- **Given task**
Find each line with the word "that" and say how many there are, nothing else.

- **Dataset content**
----

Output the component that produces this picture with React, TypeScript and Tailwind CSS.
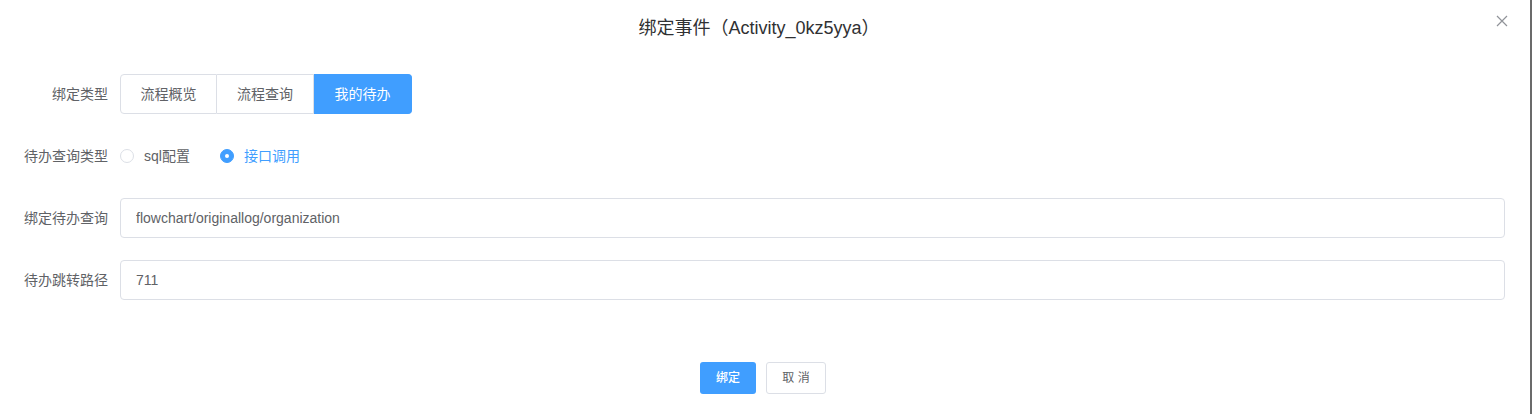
import React, { useState } from 'react'

const font = { fontFamily: '"Liberation Sans", "Noto Sans CJK SC", sans-serif' }

const bindTypes = ['流程概览', '流程查询', '我的待办']

const FormRow = ({ label, children, last }: { label: string; children: React.ReactNode; last?: boolean }) => (
  <div className={`flex items-center h-10 ${last ? '' : 'mb-[22px]'}`}>
    <label className="w-[120px] shrink-0 pr-3 text-right text-sm text-[#606266]">{label}</label>
    <div className="flex-1 flex items-center">{children}</div>
  </div>
)

const Radio = ({ label, checked, onClick }: { label: string; checked: boolean; onClick: () => void }) => (
  <span className="flex items-center mr-[30px] cursor-pointer" onClick={onClick}>
    <span
      className={`w-[14px] h-[14px] rounded-full border flex items-center justify-center ${
        checked ? 'bg-[#409eff] border-[#409eff]' : 'bg-white border-[#dcdfe6]'
      }`}
    >
      {checked && <span className="w-1 h-1 rounded-full bg-white" />}
    </span>
    <span className={`ml-[10px] text-sm ${checked ? 'text-[#409eff]' : 'text-[#606266]'}`}>{label}</span>
  </span>
)

export default function App() {
  const [bindType, setBindType] = useState(2)
  const [queryType, setQueryType] = useState('api')

  return (
    <div className="flex w-full h-[414px] bg-white" style={font}>
      <div className="relative flex-1 flex flex-col">
        {/* header */}
        <div className="pt-4 pb-[10px] pr-3 text-center text-lg leading-6 text-[#303133]">
          绑定事件（Activity_0kz5yya）
        </div>
        <button className="absolute top-[15px] right-[22px] text-[#909399]">
          <svg width="12" height="12" viewBox="0 0 12 12" fill="none">
            <path d="M1 1L11 11M11 1L1 11" stroke="currentColor" strokeWidth="1.2" />
          </svg>
        </button>

        {/* body */}
        <div className="pt-6 pr-[25px]">
          <FormRow label="绑定类型">
            <div className="flex">
              {bindTypes.map((t, i) => (
                <button
                  key={t}
                  onClick={() => setBindType(i)}
                  className={`h-10 text-sm border ${i === 0 ? 'w-[97px] rounded-l' : 'border-l-0'} ${
                    i === 1 ? 'w-[97px]' : ''
                  } ${i === bindTypes.length - 1 ? 'w-[98px] rounded-r' : ''} ${
                    bindType === i
                      ? 'bg-[#409eff] border-[#409eff] text-white'
                      : 'bg-white border-[#dcdfe6] text-[#606266]'
                  }`}
                >
                  {t}
                </button>
              ))}
            </div>
          </FormRow>
          <FormRow label="待办查询类型">
            <Radio label="sql配置" checked={queryType === 'sql'} onClick={() => setQueryType('sql')} />
            <Radio label="接口调用" checked={queryType === 'api'} onClick={() => setQueryType('api')} />
          </FormRow>
          <FormRow label="绑定待办查询">
            <input
              className="w-full h-10 px-[15px] text-sm text-[#606266] border border-[#dcdfe6] rounded outline-none"
              defaultValue="flowchart/originallog/organization"
            />
          </FormRow>
          <FormRow label="待办跳转路径" last>
            <input
              className="w-full h-10 px-[15px] text-sm text-[#606266] border border-[#dcdfe6] rounded outline-none"
              defaultValue="711"
            />
          </FormRow>
        </div>

        {/* footer */}
        <div className="mt-[62px] flex justify-center gap-[10px] pr-1">
          <button className="w-[56px] h-8 rounded-[3px] bg-[#409eff] text-white text-xs font-medium">绑定</button>
          <button className="w-[60px] h-8 rounded-[3px] border border-[#dcdfe6] bg-white text-[#606266] text-xs">
            取 消
          </button>
        </div>
      </div>
      <div className="w-[2px] bg-[#6b6b6b]" />
    </div>
  )
}
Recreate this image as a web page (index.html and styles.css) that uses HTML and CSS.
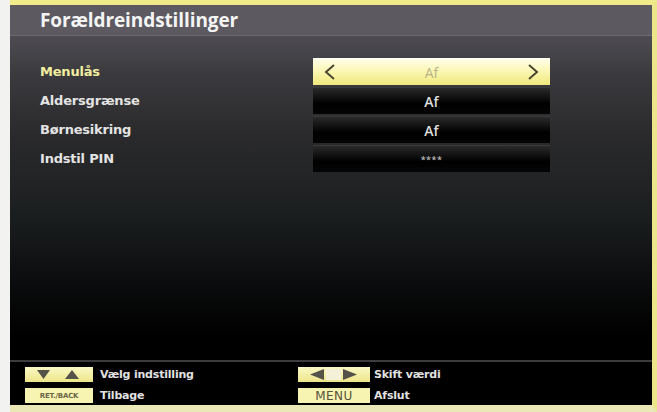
FILE: index.html
```html
<!DOCTYPE html>
<html lang="da">
<head>
<meta charset="utf-8">
<title>Forældreindstillinger</title>
<link rel="stylesheet" href="styles.css">
</head>
<body>
<div class="screen">
  <div class="edge"></div>
  <div class="panel">
    <div class="titlebar"><h1 class="title">Forældreindstillinger</h1></div>
    <div class="content">
      <div class="rows">
        <div class="row">
          <span class="label active">Menulås</span>
          <div class="value selected">
            <svg class="chev" width="14" height="18" viewBox="0 0 14 18"><path d="M11 2 L3 9 L11 16" fill="none" stroke="#4a4630" stroke-width="2"/></svg>
            <span class="vtext">Af</span>
            <svg class="chev" width="14" height="18" viewBox="0 0 14 18"><path d="M3 2 L11 9 L3 16" fill="none" stroke="#4a4630" stroke-width="2"/></svg>
          </div>
        </div>
        <div class="row">
          <span class="label">Aldersgrænse</span>
          <div class="value"><span class="vtext">Af</span></div>
        </div>
        <div class="row">
          <span class="label">Børnesikring</span>
          <div class="value"><span class="vtext">Af</span></div>
        </div>
        <div class="row">
          <span class="label">Indstil PIN</span>
          <div class="value"><span class="vtext pin">****</span></div>
        </div>
      </div>
    </div>
    <div class="footer">
      <div class="hint">
        <span class="key key-arrows">
          <svg width="60" height="13" viewBox="0 0 60 13"><path d="M8 2 L21 2 L14.5 11 Z" fill="#55524a"/><path d="M36 11 L50 11 L43 2 Z" fill="#55524a"/></svg>
        </span>
        <span class="htext">Vælg indstilling</span>
      </div>
      <div class="hint">
        <span class="key key-arrows">
          <svg width="62" height="13" viewBox="0 0 62 13"><path d="M7 6.5 L21 1 L21 12 Z" fill="#55524a"/><rect x="23" y="1" width="15" height="11" fill="#f4f1d8"/><path d="M54 6.5 L40 1 L40 12 Z" fill="#55524a"/></svg>
        </span>
        <span class="htext">Skift værdi</span>
      </div>
      <div class="hint">
        <span class="key key-text key-back">RET./BACK</span>
        <span class="htext">Tilbage</span>
      </div>
      <div class="hint">
        <span class="key key-text key-menu">MENU</span>
        <span class="htext">Afslut</span>
      </div>
    </div>
  </div>
</div>
</body>
</html>
```
FILE: styles.css
```css
html, body {
  margin: 0;
  padding: 0;
  background: #f3f3f1;
}
.screen {
  display: flex;
  width: 657px;
  height: 412px;
  font-family: "Open Sans", "DejaVu Sans", sans-serif;
}
.edge {
  width: 10px;
  flex: none;
  background: #f2f2f0;
}
.panel {
  flex: 1;
  display: flex;
  flex-direction: column;
  border-top: 5px solid #f0ea8a;
  border-right: 5px solid #ece68a;
  border-bottom: 7px solid #ebe8b8;
  background: #000;
}
.titlebar {
  height: 30px;
  flex: none;
  background: #5c5a60;
  border-bottom: 1px solid #6c6a70;
  display: flex;
  align-items: center;
  padding-left: 30px;
}
.title {
  margin: 0;
  font-size: 19px;
  font-weight: 700;
  color: #f4f4f4;
  letter-spacing: -0.1px;
}
.content {
  flex: 1;
  background: linear-gradient(#4e4c52 0px, #3a393d 40px, #2a2a2c 100px, #1b1e1f 180px, #0a0b0c 250px, #000 300px);
  padding-top: 22px;
  padding-left: 30px;
}
.rows {
  display: flex;
  flex-direction: column;
  gap: 2px;
}
.row {
  display: flex;
  align-items: center;
  height: 27px;
}
.label {
  width: 273px;
  font-family: "DejaVu Sans", sans-serif;
  font-size: 13px;
  font-weight: 700;
  color: #e4e4e4;
  letter-spacing: -0.2px;
}
.label.active {
  color: #f2eea0;
}
.value {
  width: 237px;
  height: 27px;
  display: flex;
  align-items: center;
  justify-content: center;
  background: linear-gradient(#2a2a2a, #000 60%, #050505);
  border-top: 1px solid #3a3a3a;
  box-sizing: border-box;
}
.value.selected {
  justify-content: space-between;
  padding: 0 10px;
  background: linear-gradient(#fffde8, #fbf6b0 50%, #f0e87c);
  border-top: 1px solid #fff;
}
.vtext {
  font-size: 14px;
  font-weight: 600;
  color: #dedede;
}
.selected .vtext {
  color: #b8b488;
  font-weight: 400;
}
.pin {
  font-size: 9px;
  color: #bbb;
  letter-spacing: 0.5px;
}
.chev {
  display: block;
}
.footer {
  height: 45px;
  flex: none;
  border-top: 2px solid #3c3c3e;
  background: #000;
  display: grid;
  grid-template-columns: 273px 1fr;
  grid-template-rows: 17px 17px;
  row-gap: 4px;
  padding: 4px 0 0 15px;
  box-sizing: border-box;
}
.hint {
  display: flex;
  align-items: center;
}
.key {
  height: 15px;
  background: #f7f3b0;
  display: flex;
  align-items: center;
  justify-content: center;
  margin-right: 7px;
}
.key-arrows {
  width: 68px;
  background: linear-gradient(#fbf8c4, #ede68a);
}
.key + .htext {
  margin-left: 0;
}
.hint:nth-child(2) .key {
  width: 72px;
  margin-right: 4px;
}
.key-text {
  font-family: "DejaVu Sans", sans-serif;
  font-weight: 700;
  color: #6a6648;
}
.key-back {
  width: 68px;
  font-size: 7px;
  letter-spacing: -0.2px;
}
.key-menu {
  width: 72px;
  font-size: 12px;
  letter-spacing: 0.5px;
  font-weight: 400;
  color: #55523c;
  margin-right: 4px;
}
.htext {
  font-family: "DejaVu Sans", sans-serif;
  font-size: 11px;
  font-weight: 700;
  color: #e2e2e2;
  letter-spacing: -0.2px;
}
```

----

- **Final result**
2